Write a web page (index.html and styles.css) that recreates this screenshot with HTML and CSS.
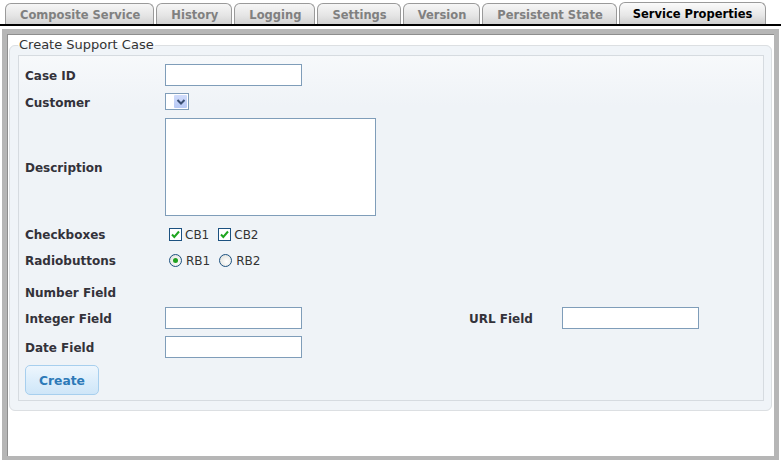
FILE: index.html
```html
<!DOCTYPE html>
<html>
<head>
<meta charset="utf-8">
<link rel="stylesheet" href="styles.css">
</head>
<body>
<div class="tabbar">
  <div class="tab">Composite Service</div>
  <div class="tab">History</div>
  <div class="tab">Logging</div>
  <div class="tab">Settings</div>
  <div class="tab">Version</div>
  <div class="tab">Persistent State</div>
  <div class="tab active">Service Properties</div>
</div>
<div class="frame">
  <fieldset class="group">
    <legend>Create Support Case</legend>
    <div class="panel">
      <div class="row r-input first">
        <label class="lbl">Case ID</label>
        <div class="cell"><input class="text" type="text"></div>
      </div>
      <div class="row r-select">
        <label class="lbl">Customer</label>
        <div class="cell">
          <div class="select">
            <span class="sel-btn"><svg width="10" height="8" viewBox="0 0 10 8"><path d="M1.5 2 L5 5.5 L8.5 2" fill="none" stroke="#3a4f73" stroke-width="2"/></svg></span>
          </div>
        </div>
      </div>
      <div class="row r-area">
        <label class="lbl">Description</label>
        <div class="cell"><textarea class="area"></textarea></div>
      </div>
      <div class="row r-check">
        <label class="lbl">Checkboxes</label>
        <div class="cell opts">
          <span class="opt"><span class="cb"><svg width="11" height="11" viewBox="0 0 11 11"><path d="M2 5.5 L4.3 8 L9 2.5" fill="none" stroke="#1fa51f" stroke-width="2"/></svg></span>CB1</span>
          <span class="opt"><span class="cb"><svg width="11" height="11" viewBox="0 0 11 11"><path d="M2 5.5 L4.3 8 L9 2.5" fill="none" stroke="#1fa51f" stroke-width="2"/></svg></span>CB2</span>
        </div>
      </div>
      <div class="row r-radio">
        <label class="lbl">Radiobuttons</label>
        <div class="cell opts">
          <span class="opt"><span class="rb checked"></span>RB1</span>
          <span class="opt"><span class="rb"></span>RB2</span>
        </div>
      </div>
      <div class="row r-num">
        <label class="lbl">Number Field</label>
      </div>
      <div class="row r-input">
        <label class="lbl">Integer Field</label>
        <div class="cell"><input class="text" type="text"></div>
        <label class="lbl">URL Field</label>
        <div class="cell"><input class="text" type="text"></div>
      </div>
      <div class="row r-input">
        <label class="lbl">Date Field</label>
        <div class="cell"><input class="text" type="text"></div>
      </div>
      <div class="row r-btn">
        <button class="btn">Create</button>
      </div>
    </div>
  </fieldset>
</div>
</body>
</html>
```
FILE: styles.css
```css
html, body {
  margin: 0;
  padding: 0;
  background: #ffffff;
}
body {
  width: 781px;
  height: 460px;
  overflow: hidden;
  font-family: "DejaVu Sans", Verdana, sans-serif;
}
.tabbar {
  display: flex;
  align-items: flex-end;
  gap: 2px;
  height: 24px;
  padding-left: 5px;
  border-bottom: 2px solid #000;
}
.tab {
  height: 20px;
  line-height: 22px;
  padding: 0 13px 0 14px;
  font-size: 11.5px;
  font-weight: bold;
  color: #808080;
  border: 1px solid #9a9a9a;
  border-bottom: none;
  border-radius: 6px 6px 0 0;
  background: linear-gradient(#f6f6f6, #e4e4e4 60%, #d2d2d2);
  white-space: nowrap;
}
.tab.active {
  height: 21px;
  line-height: 23px;
  color: #000;
  padding: 0 13px;
  background: linear-gradient(#fbfbfb, #e6e6e6 60%, #cdcdcd);
}
.frame {
  margin: 3px 2px 0 2px;
  height: 422px;
  border: 5px solid #b6b6b6;
  border-bottom-width: 4px;
  box-shadow: inset 1px 1px 0 #8e8e8e;
  background: #fff;
  padding: 0 2px;
}
.group {
  margin: 3px 0 0 0;
  padding: 0 7px 9px 8px;
  border: 1px solid #dcdfe2;
  border-radius: 6px;
  background: #f0f4f8;
}
.group legend {
  padding: 0 1px;
  font-size: 13px;
  line-height: 16px;
  color: #333;
}
.panel {
  margin-top: 2px;
  border: 1px solid #d6dbe0;
  padding: 8px 6px 5px 6px;
  background: linear-gradient(#f7f9fb, #eff3f7 50px, #eff3f7);
}
.row {
  display: grid;
  grid-template-columns: 140px 304px 93px 1fr;
  align-items: center;
}
.r-input { height: 22px; margin-top: 7px; }
.r-input.first { margin-top: 0; }
.r-select { height: 17px; margin-top: 7px; }
.r-area { height: 98px; margin-top: 8px; }
.r-check { height: 16px; margin-top: 10px; }
.r-radio { height: 16px; margin-top: 10px; }
.r-num { height: 16px; margin-top: 16px; }
.r-btn { height: 30px; margin-top: 7px; display: flex; }
.lbl {
  font-size: 12px;
  font-weight: bold;
  color: #33323a;
  white-space: nowrap;
  padding-top: 2px;
}
.cell {
  display: flex;
  align-items: center;
}
.text {
  box-sizing: border-box;
  width: 137px;
  height: 22px;
  margin: 0;
  border: 1px solid #7f9db9;
  background: #fff;
  padding: 0 3px;
}
.area {
  box-sizing: border-box;
  width: 211px;
  height: 98px;
  margin: 0;
  border: 1px solid #7f9db9;
  background: #fff;
  resize: none;
}
.select {
  box-sizing: border-box;
  width: 24px;
  height: 17px;
  border: 1px solid #7f9db9;
  background: #fff;
  display: flex;
  justify-content: flex-end;
  padding: 1px;
}
.sel-btn {
  width: 13px;
  height: 13px;
  background: linear-gradient(#d0dcfb, #b8c9f5);
  border-radius: 1px;
  display: flex;
  align-items: center;
  justify-content: center;
}
.opts {
  padding-left: 4px;
  gap: 9px;
}
.opt {
  display: flex;
  align-items: center;
  gap: 3px;
  font-size: 12px;
  color: #333;
  padding-top: 1px;
}
.cb {
  box-sizing: border-box;
  width: 13px;
  height: 13px;
  border: 1px solid #1c5180;
  background: #fff;
  display: flex;
  align-items: center;
  justify-content: center;
}
.rb {
  box-sizing: border-box;
  width: 13px;
  height: 13px;
  border: 1px solid #1c5180;
  border-radius: 50%;
  background: radial-gradient(circle at 60% 60%, #ffffff, #dcdcd6);
  display: flex;
  align-items: center;
  justify-content: center;
  margin-right: 1px;
}
.rb.checked::after {
  content: "";
  width: 5px;
  height: 5px;
  border-radius: 50%;
  background: #21a121;
}
.btn {
  box-sizing: border-box;
  width: 74px;
  height: 30px;
  margin: 0;
  border: 1px solid #a7cfee;
  border-radius: 5px;
  background: linear-gradient(#eef6fd, #ddeefb 50%, #cfe6f8);
  color: #2d7ab8;
  font-family: "DejaVu Sans", Verdana, sans-serif;
  font-size: 12.3px;
  font-weight: bold;
  padding: 2px 0 0 0;
}
```
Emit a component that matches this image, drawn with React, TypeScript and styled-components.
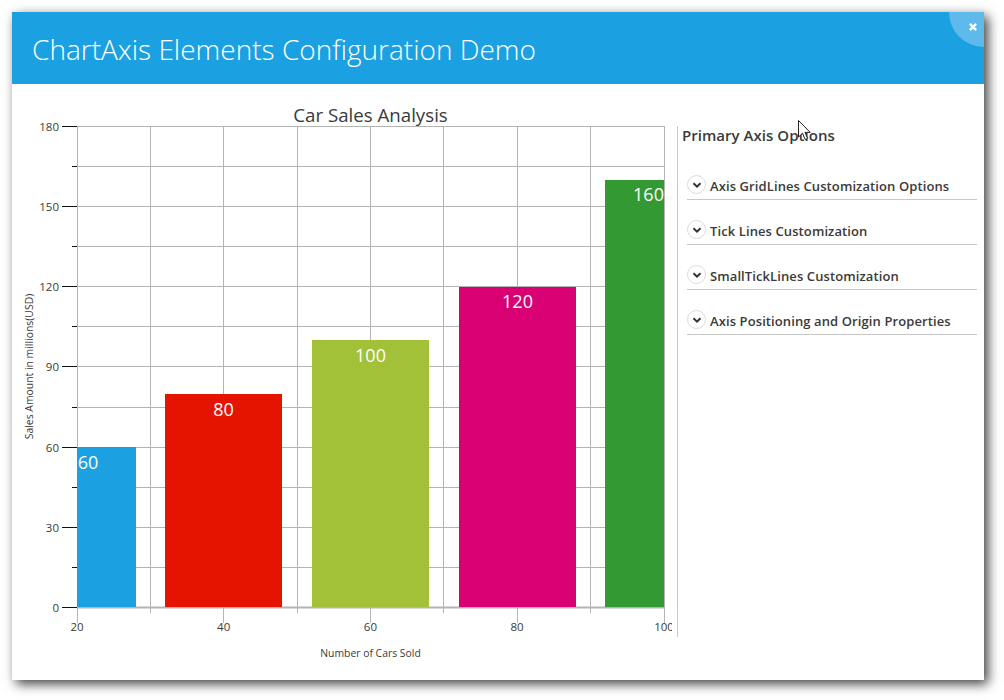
import React from "react"
import styled, { createGlobalStyle } from "styled-components"

const GlobalStyle = createGlobalStyle`
html, body {
  margin: 0;
  background: #fff;
  font-family: "Open Sans", "Noto Sans", "Liberation Sans", sans-serif;
}
`

const Page = styled.div`
  width: 1004px;
  height: 700px;
  padding: 12px 20px 20px 12px;
  box-sizing: border-box;
  overflow: hidden;
  position: relative;
`

const Window = styled.div`
  width: 972px;
  height: 668px;
  background: #fff;
  box-shadow: 4px 4px 11px rgba(0, 0, 0, 0.75);
  display: flex;
  flex-direction: column;
`

const Header = styled.header`
  height: 72px;
  flex: none;
  background: #1ba1e2;
  position: relative;
  overflow: hidden;
  display: flex;
  align-items: center;
  padding-left: 20px;
`

const Title = styled.h1`
  margin: 2px 0 0;
  color: #fff;
  font-size: 28px;
  font-weight: 300;
`

const CloseCorner = styled.div`
  position: absolute;
  top: -35px;
  right: -35px;
  width: 70px;
  height: 70px;
  border-radius: 50%;
  background: #5fbaec;
`

const CloseIcon = styled.svg`
  position: absolute;
  top: 11px;
  right: 7px;
`

const Body = styled.div`
  flex: 1;
  display: flex;
  min-height: 0;
`

const ChartPane = styled.div`
  width: 665px;
  flex: none;
`

const SidePane = styled.aside`
  width: 300px;
  height: 511px;
  margin-top: 42px;
  border-left: 1px solid #c8c8c8;
  box-sizing: border-box;
  padding-left: 4px;
`

const SideTitle = styled.h2`
  margin: 0;
  height: 29px;
  line-height: 18px;
  color: #3a3a3a;
  font-size: 15px;
  font-weight: 600;
  letter-spacing: 0.04px;
`

const OptionList = styled.div`
  margin-left: 5px;
  width: 290px;
`

const OptionRow = styled.div`
  height: 45px;
  border-bottom: 1px solid #c8c8c8;
  display: flex;
  align-items: flex-end;
  gap: 4px;
  padding-bottom: 5px;
  box-sizing: border-box;
`

const Expander = styled.span`
  width: 19px;
  height: 19px;
  flex: none;
  border: 1px solid #dcdcdc;
  border-radius: 50%;
  box-sizing: border-box;
  display: flex;
  align-items: center;
  justify-content: center;
`

const OptionLabel = styled.span`
  color: #3a3a3a;
  font-size: 13px;
  font-weight: 600;
  line-height: 18px;
  letter-spacing: 0.1px;
  margin-bottom: -1px;
`

const Pointer = styled.svg`
  position: absolute;
  left: 798px;
  top: 120px;
`

const options = [
  "Axis GridLines Customization Options",
  "Tick Lines Customization",
  "SmallTickLines Customization",
  "Axis Positioning and Origin Properties",
]

const originX = 65
const originY = 43
const columnStep = 73.375
const rowStep = 40.08

const bars = [
  { x: 65, w: 59, top: 363, color: "#1ba1e2", label: "60", labelX: 76, labelY: 385 },
  { x: 153, w: 117, top: 310, color: "#e51400", label: "80", labelX: 211.5, labelY: 332 },
  { x: 300, w: 117, top: 256, color: "#a2c138", label: "100", labelX: 358.5, labelY: 278 },
  { x: 447, w: 117, top: 203, color: "#d80073", label: "120", labelX: 505.5, labelY: 224 },
  { x: 593, w: 59, top: 96, color: "#339933", label: "160", labelX: 636.5, labelY: 117 },
]

const CarChart = () => {
  const bottom = originY + rowStep * 12
  const right = originX + columnStep * 8
  const rows = Array.from({ length: 13 }, (_, i) => i)
  const columns = Array.from({ length: 9 }, (_, i) => i)
  return (
    <svg width="665" height="596" fontFamily='"Open Sans", sans-serif'>
      <text x="358.5" y="37.5" textAnchor="middle" fontSize="18.7" fill="#3a3a3a">
        Car Sales Analysis
      </text>
      {rows.map((i) => (
        <line key={i} x1={originX} x2={right} y1={Math.round(originY + i * rowStep) - 0.5} y2={Math.round(originY + i * rowStep) - 0.5} stroke="#b4b4b4" />
      ))}
      {columns.map((i) => {
        const x = Math.floor(originX + i * columnStep) + 0.5
        return <line key={i} x1={x} x2={x} y1={originY - 1} y2={bottom + (i % 2 ? 5 : 15)} stroke="#b4b4b4" />
      })}
      <line x1={originX} x2={right} y1={bottom - 0.5} y2={bottom - 0.5} stroke="#b4b4b4" strokeWidth="2" />
      {rows.map((i) => {
        const y = Math.round(originY + i * rowStep) - 0.5
        return <line key={i} x1={i % 2 ? 60 : 50} x2={originX} y1={y} y2={y} stroke="#111" />
      })}
      {bars.map((b) => (
        <g key={b.label}>
          <rect x={b.x} y={b.top} width={b.w} height={523 - b.top} fill={b.color} />
          <text x={b.labelX} y={b.labelY} textAnchor="middle" fontSize="18" fill="#fff">
            {b.label}
          </text>
        </g>
      ))}
      {[180, 150, 120, 90, 60, 30, 0].map((v, i) => (
        <text key={v} x="47" y={Math.round(originY + i * 2 * rowStep) + 4} textAnchor="end" fontSize="11.5" fill="#3a3a3a">
          {v}
        </text>
      ))}
      {[20, 40, 60, 80].map((v, i) => (
        <text key={v} x={65 + i * 146.7} y="547" textAnchor="middle" fontSize="11.5" fill="#3a3a3a">
          {v}
        </text>
      ))}
      <svg x="630" y="529" width="30" height="30">
        <text x="22" y="18" textAnchor="middle" fontSize="11.5" fill="#3a3a3a">100</text>
      </svg>
      <text x="358.5" y="573" textAnchor="middle" fontSize="10.4" fill="#3a3a3a">
        Number of Cars Sold
      </text>
      <text transform="translate(21 282.5) rotate(-90)" textAnchor="middle" fontSize="10.4" fill="#3a3a3a">
        Sales Amount in millions(USD)
      </text>
    </svg>
  )
}

const App = () => {
  return (
    <Page>
      <GlobalStyle />
      <Window>
        <Header>
          <Title>ChartAxis Elements Configuration Demo</Title>
          <CloseCorner />
          <CloseIcon width="8" height="8" viewBox="0 0 9 9">
            <path d="M1 1 8 8M8 1 1 8" stroke="#fff" strokeWidth="2.6" />
          </CloseIcon>
        </Header>
        <Body>
          <ChartPane>
            <CarChart />
          </ChartPane>
          <SidePane>
            <SideTitle>Primary Axis Options</SideTitle>
            <OptionList>
              {options.map((o) => (
                <OptionRow key={o}>
                  <Expander>
                    <svg width="10" height="8" viewBox="0 0 10 8">
                      <path d="M1.5 2.2 5 5.7 8.5 2.2" fill="none" stroke="#333" strokeWidth="2" />
                    </svg>
                  </Expander>
                  <OptionLabel>{o}</OptionLabel>
                </OptionRow>
              ))}
            </OptionList>
          </SidePane>
        </Body>
      </Window>
      <Pointer width="13" height="20" viewBox="0 0 13 20">
        <path d="M0.5 0.5V17L4.5 13.2 7.2 19.5 9.6 18.5 7 12.4H12.2Z" fill="#fff" stroke="#222" strokeWidth="1" />
      </Pointer>
    </Page>
  )
}

export default App
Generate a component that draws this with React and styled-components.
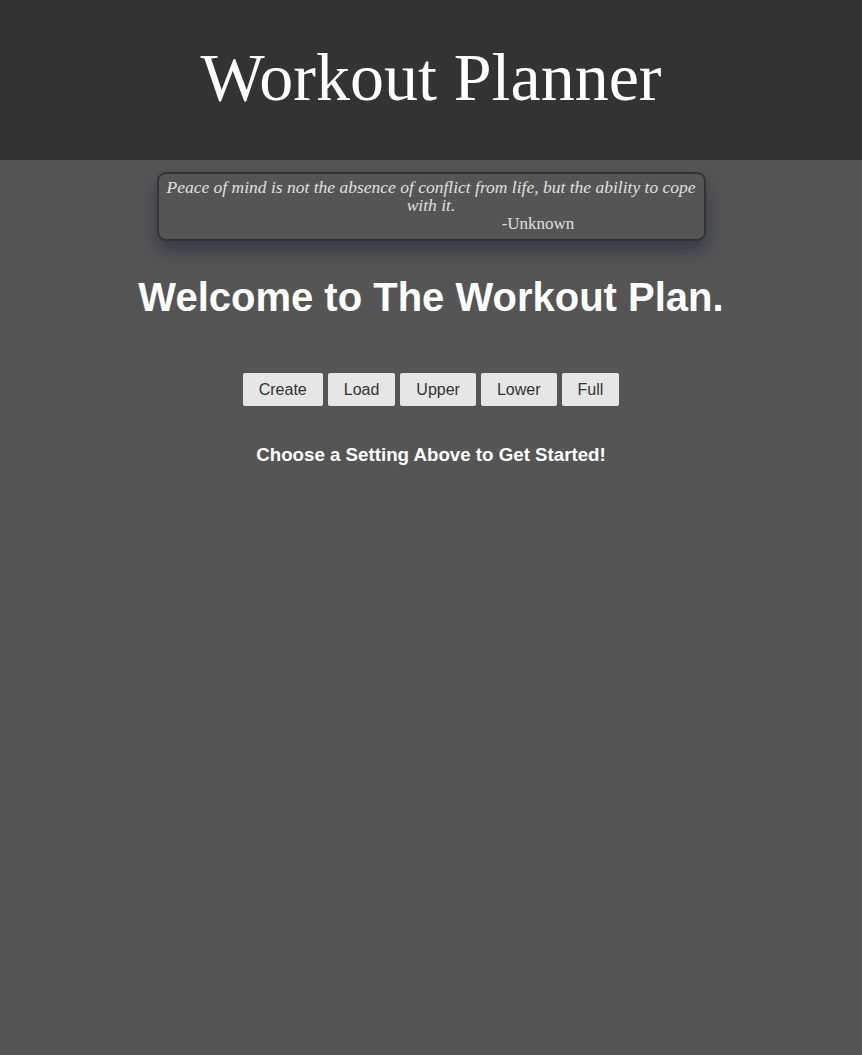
import React from "react";
import styled, { createGlobalStyle } from "styled-components";

const GlobalStyle = createGlobalStyle`
  html, body {
    margin: 0;
    padding: 0;
    background: #555555;
    min-height: 100%;
  }
  body {
    font-family: "Liberation Sans", Arial, sans-serif;
  }
`;

const Page = styled.div`
  min-height: 1055px;
  background: #555555;
  display: flex;
  flex-direction: column;
  align-items: center;
`;

const Header = styled.header`
  width: 100%;
  height: 160px;
  background: #333333;
  display: flex;
  align-items: center;
  justify-content: center;
`;

const Title = styled.h1`
  margin: 0 0 6px;
  font-family: "Liberation Serif", Georgia, serif;
  font-weight: 400;
  font-size: 68px;
  color: #ffffff;
`;

const Quote = styled.div`
  margin-top: 12px;
  width: 549px;
  box-sizing: border-box;
  padding: 4px 6px 6px;
  border: 2px solid #333333;
  border-radius: 9px;
  background: #555555;
  box-shadow: 0 10px 18px rgba(40, 50, 68, 0.75);
  font-family: "Liberation Serif", Georgia, serif;
  color: #e0e0e0;
  text-align: center;
`;

const QuoteText = styled.p`
  margin: 0;
  font-style: italic;
  font-size: 17.5px;
  line-height: 18px;
`;

const Author = styled.p`
  margin: 1px 0 0;
  padding-left: 214px;
  font-size: 17px;
  line-height: 18px;
`;

const Heading = styled.h2`
  margin: 33px 0 0;
  font-size: 40px;
  font-weight: 700;
  color: #ffffff;
  line-height: 46px;
`;

const ButtonRow = styled.div`
  margin-top: 53px;
  display: flex;
  gap: 5px;
`;

const Button = styled.button`
  height: 33px;
  padding: 0 16px;
  border: none;
  border-radius: 2px;
  background: #e6e6e6;
  color: #333333;
  font-family: "Liberation Sans", Arial, sans-serif;
  font-size: 16px;
  cursor: pointer;
`;

const Prompt = styled.h3`
  margin: 38px 0 0;
  font-size: 18.72px;
  font-weight: 700;
  color: #ffffff;
`;

const modes = ["Create", "Load", "Upper", "Lower", "Full"];

export default function App() {
  return (
    <>
      <GlobalStyle />
      <Page>
        <Header>
          <Title>Workout Planner</Title>
        </Header>
        <Quote>
          <QuoteText>
            Peace of mind is not the absence of conflict from life, but the
            ability to cope with it.
          </QuoteText>
          <Author>-Unknown</Author>
        </Quote>
        <Heading>Welcome to The Workout Plan.</Heading>
        <ButtonRow>
          {modes.map((m) => (
            <Button key={m}>{m}</Button>
          ))}
        </ButtonRow>
        <Prompt>Choose a Setting Above to Get Started!</Prompt>
      </Page>
    </>
  );
}
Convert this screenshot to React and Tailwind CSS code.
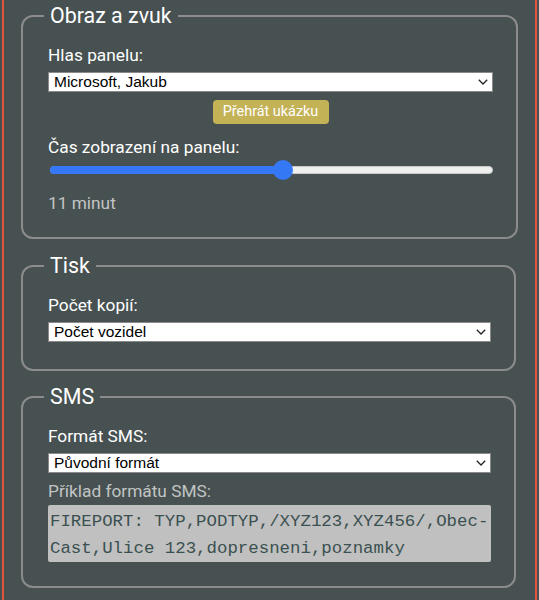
import React from "react";

const sans = { fontFamily: "Roboto, 'Noto Sans', sans-serif" };

function Chevron() {
  return (
    <svg
      className="pointer-events-none absolute right-[5px] top-1/2 -translate-y-1/2"
      width="10"
      height="6"
      viewBox="0 0 10 6"
      fill="none"
    >
      <path d="M0.8 0.8 L5 5 L9.2 0.8" stroke="#222" strokeWidth="1.3" />
    </svg>
  );
}

function Select({ value }) {
  return (
    <div className="relative mt-[5px] h-[20px] w-full">
      <select
        defaultValue={value}
        className="block h-[20px] w-full appearance-none border border-[#8a8a8a] bg-white pl-[5px] text-[15.5px] leading-[18px] text-black outline-none"
        style={{ fontFamily: "'Liberation Sans', Arial, sans-serif" }}
      >
        <option>{value}</option>
      </select>
      <Chevron />
    </div>
  );
}

function Group({ title, className, children }) {
  return (
    <fieldset
      className={`rounded-[12px] border-2 border-[#8c8c8c] pl-[25px] pr-[23px] ${className}`}
    >
      <legend className="ml-[-4px] px-[6px] text-[21.4px] leading-[24px] text-white">
        {title}
      </legend>
      {children}
    </fieldset>
  );
}

function Label({ children, muted }) {
  return (
    <div
      className={`text-[17.3px] leading-[24px] ${muted ? "text-[#c2c4c4]" : "text-white"}`}
    >
      {children}
    </div>
  );
}

function Slider({ percent }) {
  return (
    <div className="relative mt-[1px] ml-[2px] h-[20px] w-[443px]">
      <div className="absolute left-0 right-0 top-[6px] h-[8px] rounded-full border border-[#c8c8c8] bg-[#efefef]" />
      <div
        className="absolute left-0 top-[6px] h-[8px] rounded-full bg-[#3478f6]"
        style={{ width: `${percent}%` }}
      />
      <div
        className="absolute top-0 h-[20px] w-[20px] -translate-x-1/2 rounded-full bg-[#3478f6]"
        style={{ left: `${percent}%` }}
      />
    </div>
  );
}

export default function App() {
  return (
    <div className="min-h-screen w-full bg-[#475151]" style={sans}>
      <div className="mx-[2px] min-h-screen border-x-2 border-[#e5533d] pl-[17px] pr-[19px] pt-[4px] pb-[12px]">
        <Group title="Obraz a zvuk" className="pt-[15px] pb-[22px]">
          <Label>Hlas panelu:</Label>
          <Select value="Microsoft, Jakub" />
          <div className="mt-[8px] flex justify-center">
            <button className="h-[24px] w-[116px] rounded-[4px] bg-[#c4b257] text-[14.4px] leading-[24px] text-white">
              Přehrát ukázku
            </button>
          </div>
          <div className="mt-[11px]">
            <Label>Čas zobrazení na panelu:</Label>
          </div>
          <Slider percent={52.6} />
          <div className="mt-[11px]">
            <Label muted>11 minut</Label>
          </div>
        </Group>

        <Group title="Tisk" className="mt-[15px] pt-[15px] pb-[27px]">
          <Label>Počet kopií:</Label>
          <Select value="Počet vozidel" />
        </Group>

        <Group title="SMS" className="mt-[14px] pt-[15px] pb-[24px]">
          <Label>Formát SMS:</Label>
          <Select value="Původní formát" />
          <div className="mt-[6px]">
            <Label muted>Příklad formátu SMS:</Label>
          </div>
          <div
            className="mt-[2px] h-[57px] overflow-hidden whitespace-pre rounded-[2px] bg-[#c0c0c0] pl-[2px] pt-[3px] text-[17.4px] leading-[27px] text-[#3b5050]"
            style={{ fontFamily: "'Liberation Mono', 'Courier New', monospace" }}
          >
            {"FIREPORT: TYP,PODTYP,/XYZ123,XYZ456/,Obec-\nCast,Ulice 123,dopresneni,poznamky"}
          </div>
        </Group>
      </div>
    </div>
  );
}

• **YOUR OBJECTIVE**:
Go through the listing above and list every line that has the word "screenshot".

• **RESPONSE BELOW**:
Write a web page (index.html and styles.css) that recreates this screenshot with HTML and CSS.
Convert this screenshot to React and Tailwind CSS code.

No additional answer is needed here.